Friday April 18 @ 5 PM
Admission: $10 general/$5 members, students, seniors
Jackman Hall — 317 Dundas Street West, McCaul Street entrance
The obtuse and absurd system of hand signs and movements that make up the actions in Open Outcry represent a language reduced to the concerns of finance and economy, a closed system, yet one that is pervasive in all facets of our lives. From here, this program pushes outward, to explore the notion of communication through bothlinguistic and non-linguistic means.
Ben Thorp Brown
USA, 2013, video, 15 MIN
A performance that catalogues and investigates the complexly absurd means of gestures that were once the primary mode of communication by commodities traders on the stock trading floor. The performers create a kind of instructional video – one calling out the words and describing the associated actions while the other demonstrates those actions – highlighting the self consuming nature of this language that was both invented by and made obsolete by finance capitalism.
Wow and Flutter
Ireland, 2013, video, 13 MIN
A portrait of a magnificent bird draws on the 30-year relationship between animal cognition scientist, Irene Pepperberg and the African Grey Parrot who she trained in elements of human language. The elegant depiction of the animal attempts to ‘give voice’ to the creature while raising questions about what creates and what limits language.
one, two, many
Manon de Boer
Belgium, 2012, 16mm/video, 22 MIN
one, two, many strings together three performance gestures: a continuous, seven minute long flute performance, a recording of an off screen discussion about the qualities of Roland Barthes’ voice, and a choir of four singers performing to a small group of people.
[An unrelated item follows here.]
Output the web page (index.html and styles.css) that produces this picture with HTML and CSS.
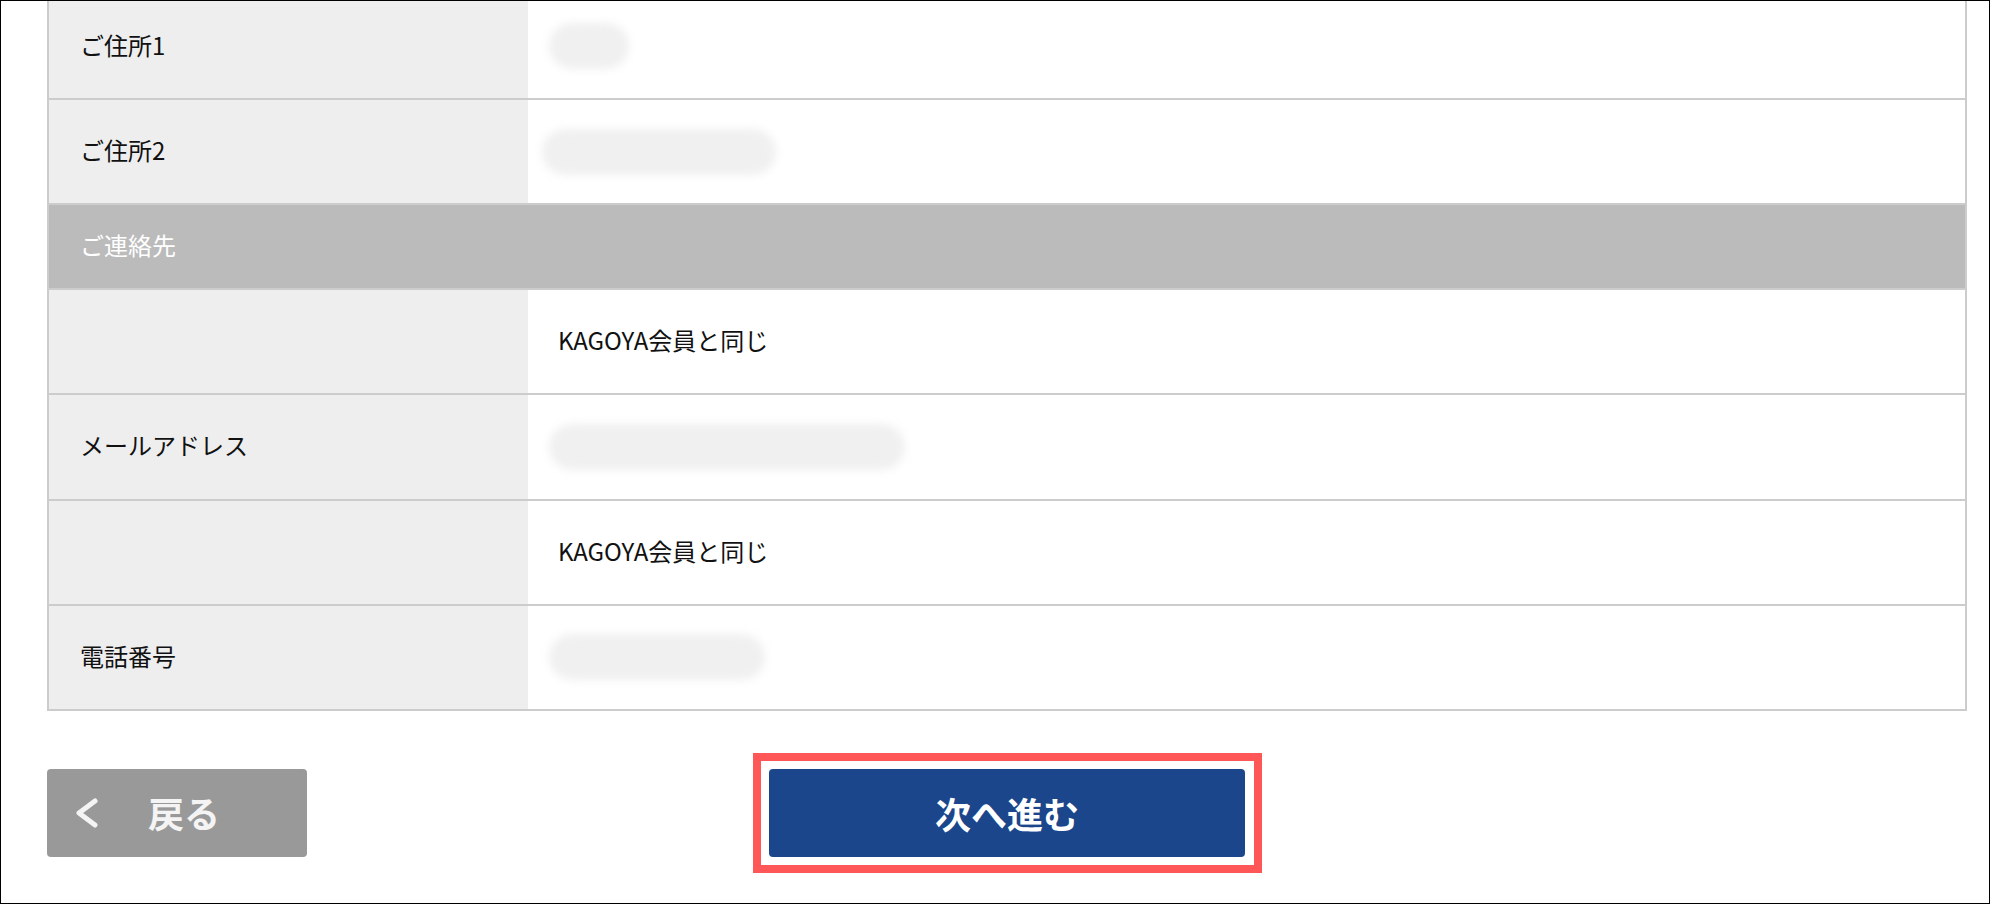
FILE: index.html
```html
<!DOCTYPE html>
<html lang="ja">
<head>
<meta charset="utf-8">
<title>ご連絡先の確認</title>
<link rel="stylesheet" href="styles.css">
</head>
<body>
<div class="screen">
  <div class="form-table">
    <div class="row">
      <div class="label">ご住所1</div>
      <div class="value"><span class="blur blur-addr1"></span></div>
    </div>
    <div class="row">
      <div class="label">ご住所2</div>
      <div class="value"><span class="blur blur-addr2"></span></div>
    </div>
    <div class="section">ご連絡先</div>
    <div class="row">
      <div class="label"></div>
      <div class="value">KAGOYA会員と同じ</div>
    </div>
    <div class="row">
      <div class="label">メールアドレス</div>
      <div class="value"><span class="blur blur-mail"></span></div>
    </div>
    <div class="row">
      <div class="label"></div>
      <div class="value">KAGOYA会員と同じ</div>
    </div>
    <div class="row">
      <div class="label">電話番号</div>
      <div class="value"><span class="blur blur-tel"></span></div>
    </div>
  </div>
  <div class="actions">
    <button class="btn btn-back" type="button">
      <svg class="chev" width="26" height="32" viewBox="0 0 26 32" aria-hidden="true"><polyline points="21,4 5,16 21,28" fill="none" stroke="#f4f4f4" stroke-width="5" stroke-linecap="round" stroke-linejoin="round"/></svg>
      <span class="back-text">戻る</span>
    </button>
    <button class="btn btn-next" type="button">次へ進む</button>
  </div>
</div>
</body>
</html>
```

FILE: styles.css
```css
html, body {
  margin: 0;
  padding: 0;
  background: #fff;
}

.screen {
  box-sizing: border-box;
  width: 1990px;
  height: 904px;
  border: 1px solid #000;
  overflow: hidden;
  padding: 0 22px 0 46px;
  font-family: "Noto Sans CJK JP", "Noto Sans", sans-serif;
  color: #111;
}

.form-table {
  margin-top: -8.2px;
  border: 2px solid #cccccc;
  border-bottom: none;
}

.row {
  display: grid;
  grid-template-columns: 479px 1fr;
  height: 103.2px;
  border-bottom: 2px solid #cccccc;
  font-size: 24px;
}

.label {
  background: #eeeeee;
  padding: 0 0 4px 31px;
  display: flex;
  align-items: center;
}

.value {
  background: #fff;
  padding: 0 0 4px 30px;
  display: flex;
  align-items: center;
}

.section {
  box-sizing: border-box;
  height: 85px;
  background: #bbbbbb;
  color: #fff;
  font-size: 24px;
  padding: 0 0 4px 31px;
  display: flex;
  align-items: center;
  border-bottom: 2px solid #cccccc;
}

.blur {
  display: inline-block;
  height: 46px;
  margin-top: 4px;
  border-radius: 24px;
  background: #f0f0f0;
  filter: blur(4px);
}

.blur-addr1 {
  width: 80px;
  margin-left: -9px;
}

.blur-addr2 {
  width: 234px;
  margin-left: -16px;
}

.blur-mail {
  width: 356px;
  margin-left: -9px;
}

.blur-tel {
  width: 216px;
  margin-left: -9px;
}

.actions {
  margin-top: 58px;
  display: grid;
  grid-template-columns: 1fr 476px 1fr;
  align-items: start;
}

.btn {
  height: 88px;
  border: none;
  border-radius: 4px;
  color: #fff;
  font-family: "Noto Sans CJK JP", "Noto Sans", sans-serif;
  font-weight: 700;
  font-size: 36px;
  cursor: pointer;
}

.btn-back {
  justify-self: start;
  width: 260px;
  background: #999999;
  display: flex;
  align-items: center;
  padding: 0 0 0 75px;
  padding-left: 27px;
  color: #f4f4f4;
}

.chev {
  display: block;
  flex: none;
  margin-right: 48px;
}

.back-text {
  line-height: 1;
  padding-bottom: 2px;
}

.btn-next {
  grid-column: 2;
  width: 476px;
  background: #1b468c;
  position: relative;
}

.btn-next::after {
  content: "";
  position: absolute;
  inset: -16px -17px -16px -16px;
  border: 8px solid #ff5757;
  pointer-events: none;
}
```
Each segment of the film articulates a different position about and manifestation of the voice. Moving from the closed, circular breathing of the flautist, Michael Schmid, in the first section, to the chorus performing for the audience, de Boer’s film presents a meditation on speaking together, listening, and the individual body in relation to the collective.
People to be Resembling
The Otolith Group
UK, 2012, video, 21 MIN
People to be Resembling was commissioned for the exhibition ECM–A Cultural Archaeology, a research-based archive project about the history of the pioneering music label ECM. The video focuses on the musical trio Codona, a group founded by Collin Walcott, Don Cherry and Nana Vasconcelos in 1978. The video uses historical photographs, interviews, archival footage of the musicians and a text citation from Gertrude Stein’s “The Making of Americans” to reflect on the juncture of two different manifestations of political form in the history of black music.